__What is needed__
Spot every line with the word "page" and return it.

__Data provided__
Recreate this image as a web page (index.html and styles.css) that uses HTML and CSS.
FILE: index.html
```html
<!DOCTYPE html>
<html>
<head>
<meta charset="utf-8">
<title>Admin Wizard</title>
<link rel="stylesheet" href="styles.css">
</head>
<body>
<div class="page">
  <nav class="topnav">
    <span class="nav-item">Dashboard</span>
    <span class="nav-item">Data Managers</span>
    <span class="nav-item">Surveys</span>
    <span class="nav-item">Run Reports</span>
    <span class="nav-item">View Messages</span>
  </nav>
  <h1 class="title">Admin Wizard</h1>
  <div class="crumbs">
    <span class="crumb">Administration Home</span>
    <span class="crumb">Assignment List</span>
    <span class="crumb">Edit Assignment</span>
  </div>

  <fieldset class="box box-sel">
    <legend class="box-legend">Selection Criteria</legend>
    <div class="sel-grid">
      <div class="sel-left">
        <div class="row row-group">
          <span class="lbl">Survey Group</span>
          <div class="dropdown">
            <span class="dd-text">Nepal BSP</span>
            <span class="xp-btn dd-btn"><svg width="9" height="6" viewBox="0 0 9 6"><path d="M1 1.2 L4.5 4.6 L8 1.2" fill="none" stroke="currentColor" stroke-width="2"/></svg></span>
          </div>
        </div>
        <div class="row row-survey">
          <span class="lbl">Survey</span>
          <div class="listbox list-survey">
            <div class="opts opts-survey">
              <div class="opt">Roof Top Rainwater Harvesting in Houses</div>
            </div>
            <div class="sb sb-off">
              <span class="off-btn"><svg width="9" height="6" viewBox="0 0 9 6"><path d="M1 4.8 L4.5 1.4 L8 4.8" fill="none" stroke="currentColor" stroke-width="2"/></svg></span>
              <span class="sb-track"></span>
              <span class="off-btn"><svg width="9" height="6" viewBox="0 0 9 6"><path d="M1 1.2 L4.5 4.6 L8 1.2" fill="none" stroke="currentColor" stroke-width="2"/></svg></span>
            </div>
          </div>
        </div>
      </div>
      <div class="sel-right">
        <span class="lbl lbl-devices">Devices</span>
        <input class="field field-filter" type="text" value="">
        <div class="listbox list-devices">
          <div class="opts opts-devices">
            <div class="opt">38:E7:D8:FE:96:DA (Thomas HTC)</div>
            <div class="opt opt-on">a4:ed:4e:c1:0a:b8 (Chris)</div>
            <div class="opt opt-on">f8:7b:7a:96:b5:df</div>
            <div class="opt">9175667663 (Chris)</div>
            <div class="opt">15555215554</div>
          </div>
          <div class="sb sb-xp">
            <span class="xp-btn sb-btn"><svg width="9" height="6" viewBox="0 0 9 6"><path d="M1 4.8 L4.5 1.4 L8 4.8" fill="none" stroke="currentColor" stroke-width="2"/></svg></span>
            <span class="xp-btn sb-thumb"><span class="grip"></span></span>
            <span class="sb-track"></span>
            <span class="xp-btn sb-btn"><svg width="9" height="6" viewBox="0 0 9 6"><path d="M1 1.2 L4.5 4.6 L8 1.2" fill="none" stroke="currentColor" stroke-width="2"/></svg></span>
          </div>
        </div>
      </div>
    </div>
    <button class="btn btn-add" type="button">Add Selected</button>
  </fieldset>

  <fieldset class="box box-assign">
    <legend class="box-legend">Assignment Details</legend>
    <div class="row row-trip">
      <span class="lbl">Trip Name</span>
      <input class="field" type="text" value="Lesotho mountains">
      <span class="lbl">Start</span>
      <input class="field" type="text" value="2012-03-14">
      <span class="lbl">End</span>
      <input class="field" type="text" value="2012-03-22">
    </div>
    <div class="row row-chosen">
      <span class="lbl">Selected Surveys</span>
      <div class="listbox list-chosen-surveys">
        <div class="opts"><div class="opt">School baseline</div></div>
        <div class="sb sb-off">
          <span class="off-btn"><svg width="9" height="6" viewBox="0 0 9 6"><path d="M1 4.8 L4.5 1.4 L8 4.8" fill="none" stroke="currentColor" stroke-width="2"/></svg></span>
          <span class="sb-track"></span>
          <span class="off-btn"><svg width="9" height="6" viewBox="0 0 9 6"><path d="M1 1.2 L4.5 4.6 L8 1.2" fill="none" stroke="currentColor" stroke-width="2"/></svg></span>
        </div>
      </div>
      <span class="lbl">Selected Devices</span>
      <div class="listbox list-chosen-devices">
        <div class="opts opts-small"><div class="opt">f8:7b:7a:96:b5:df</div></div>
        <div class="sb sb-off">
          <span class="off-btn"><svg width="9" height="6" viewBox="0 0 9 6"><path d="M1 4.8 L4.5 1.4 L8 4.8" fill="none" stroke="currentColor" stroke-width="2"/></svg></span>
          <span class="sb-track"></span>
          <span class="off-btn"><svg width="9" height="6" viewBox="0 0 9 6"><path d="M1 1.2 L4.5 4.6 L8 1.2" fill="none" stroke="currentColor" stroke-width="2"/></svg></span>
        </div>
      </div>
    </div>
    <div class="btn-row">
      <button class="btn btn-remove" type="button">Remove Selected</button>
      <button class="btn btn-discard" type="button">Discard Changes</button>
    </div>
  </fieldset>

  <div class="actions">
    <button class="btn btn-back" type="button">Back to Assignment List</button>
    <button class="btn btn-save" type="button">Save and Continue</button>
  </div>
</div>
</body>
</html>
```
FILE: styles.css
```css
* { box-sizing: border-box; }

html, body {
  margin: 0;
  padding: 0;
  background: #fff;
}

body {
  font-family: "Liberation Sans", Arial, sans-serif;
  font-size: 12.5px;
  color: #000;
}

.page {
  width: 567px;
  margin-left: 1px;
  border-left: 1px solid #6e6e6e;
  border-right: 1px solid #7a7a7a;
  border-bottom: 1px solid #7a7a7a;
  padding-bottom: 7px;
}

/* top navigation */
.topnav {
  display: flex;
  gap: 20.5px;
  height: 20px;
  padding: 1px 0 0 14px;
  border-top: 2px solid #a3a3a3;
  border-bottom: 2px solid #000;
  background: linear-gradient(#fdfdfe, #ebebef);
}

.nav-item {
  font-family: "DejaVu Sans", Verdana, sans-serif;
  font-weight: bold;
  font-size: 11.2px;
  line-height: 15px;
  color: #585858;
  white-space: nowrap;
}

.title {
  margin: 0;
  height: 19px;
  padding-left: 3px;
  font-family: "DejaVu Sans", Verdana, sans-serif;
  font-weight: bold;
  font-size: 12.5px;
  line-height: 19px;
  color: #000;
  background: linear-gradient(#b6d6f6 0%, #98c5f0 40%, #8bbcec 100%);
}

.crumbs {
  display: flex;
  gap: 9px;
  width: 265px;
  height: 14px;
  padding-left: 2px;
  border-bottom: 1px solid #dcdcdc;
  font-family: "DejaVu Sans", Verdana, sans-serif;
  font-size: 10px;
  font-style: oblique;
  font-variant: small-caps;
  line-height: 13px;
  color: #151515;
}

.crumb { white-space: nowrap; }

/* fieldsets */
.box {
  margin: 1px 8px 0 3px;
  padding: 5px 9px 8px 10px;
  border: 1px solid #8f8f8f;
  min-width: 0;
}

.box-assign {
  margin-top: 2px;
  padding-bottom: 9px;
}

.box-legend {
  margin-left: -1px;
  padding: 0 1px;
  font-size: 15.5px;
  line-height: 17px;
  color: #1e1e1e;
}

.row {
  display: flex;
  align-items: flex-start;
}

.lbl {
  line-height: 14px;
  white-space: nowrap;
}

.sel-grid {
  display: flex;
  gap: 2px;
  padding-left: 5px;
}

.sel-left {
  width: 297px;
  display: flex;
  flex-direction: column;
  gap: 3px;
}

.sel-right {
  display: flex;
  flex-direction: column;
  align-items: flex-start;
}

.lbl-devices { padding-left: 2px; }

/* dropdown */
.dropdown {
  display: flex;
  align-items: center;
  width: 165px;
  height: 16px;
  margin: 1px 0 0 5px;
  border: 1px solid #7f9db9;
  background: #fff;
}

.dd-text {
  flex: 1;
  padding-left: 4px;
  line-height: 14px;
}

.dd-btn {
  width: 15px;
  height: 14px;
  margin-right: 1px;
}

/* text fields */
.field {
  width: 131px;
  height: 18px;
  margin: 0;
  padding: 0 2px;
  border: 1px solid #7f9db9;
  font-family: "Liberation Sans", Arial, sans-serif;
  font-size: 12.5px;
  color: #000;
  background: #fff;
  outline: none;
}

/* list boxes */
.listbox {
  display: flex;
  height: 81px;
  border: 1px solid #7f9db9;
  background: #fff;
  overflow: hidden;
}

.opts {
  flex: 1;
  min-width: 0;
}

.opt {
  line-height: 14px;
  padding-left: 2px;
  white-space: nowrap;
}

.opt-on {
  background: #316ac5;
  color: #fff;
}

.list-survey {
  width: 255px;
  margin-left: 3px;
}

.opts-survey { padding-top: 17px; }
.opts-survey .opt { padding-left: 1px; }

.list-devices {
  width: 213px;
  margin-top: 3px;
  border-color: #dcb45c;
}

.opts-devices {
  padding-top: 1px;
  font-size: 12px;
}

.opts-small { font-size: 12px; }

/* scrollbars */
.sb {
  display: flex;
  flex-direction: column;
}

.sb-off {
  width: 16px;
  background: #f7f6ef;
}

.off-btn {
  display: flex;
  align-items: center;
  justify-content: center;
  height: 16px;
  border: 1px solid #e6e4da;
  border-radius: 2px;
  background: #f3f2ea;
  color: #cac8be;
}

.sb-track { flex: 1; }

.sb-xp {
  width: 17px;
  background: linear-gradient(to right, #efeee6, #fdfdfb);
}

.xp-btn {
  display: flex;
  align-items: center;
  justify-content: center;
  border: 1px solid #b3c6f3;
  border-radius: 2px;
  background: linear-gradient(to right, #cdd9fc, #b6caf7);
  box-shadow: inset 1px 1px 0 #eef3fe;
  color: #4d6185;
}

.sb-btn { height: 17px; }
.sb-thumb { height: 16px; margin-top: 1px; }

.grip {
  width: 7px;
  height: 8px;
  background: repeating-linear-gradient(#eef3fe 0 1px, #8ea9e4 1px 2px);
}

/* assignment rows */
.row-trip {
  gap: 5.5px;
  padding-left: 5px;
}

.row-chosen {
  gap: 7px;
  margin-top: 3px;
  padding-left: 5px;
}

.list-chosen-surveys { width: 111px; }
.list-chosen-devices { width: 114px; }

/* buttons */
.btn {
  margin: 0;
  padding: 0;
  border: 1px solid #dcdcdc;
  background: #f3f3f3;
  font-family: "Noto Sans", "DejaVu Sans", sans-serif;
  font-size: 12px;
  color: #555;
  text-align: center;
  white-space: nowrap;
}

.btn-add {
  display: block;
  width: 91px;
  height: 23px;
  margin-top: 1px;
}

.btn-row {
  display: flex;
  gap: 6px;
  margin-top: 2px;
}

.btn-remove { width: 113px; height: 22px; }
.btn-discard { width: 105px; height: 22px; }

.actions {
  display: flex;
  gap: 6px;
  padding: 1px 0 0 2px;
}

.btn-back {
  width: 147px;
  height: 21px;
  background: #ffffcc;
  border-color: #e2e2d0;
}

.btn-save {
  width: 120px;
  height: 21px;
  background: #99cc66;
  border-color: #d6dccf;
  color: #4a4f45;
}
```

__Exercise output__
Recreate this image as a web page (index.html and styles.css) that uses HTML and CSS.
<div class="page">
.page {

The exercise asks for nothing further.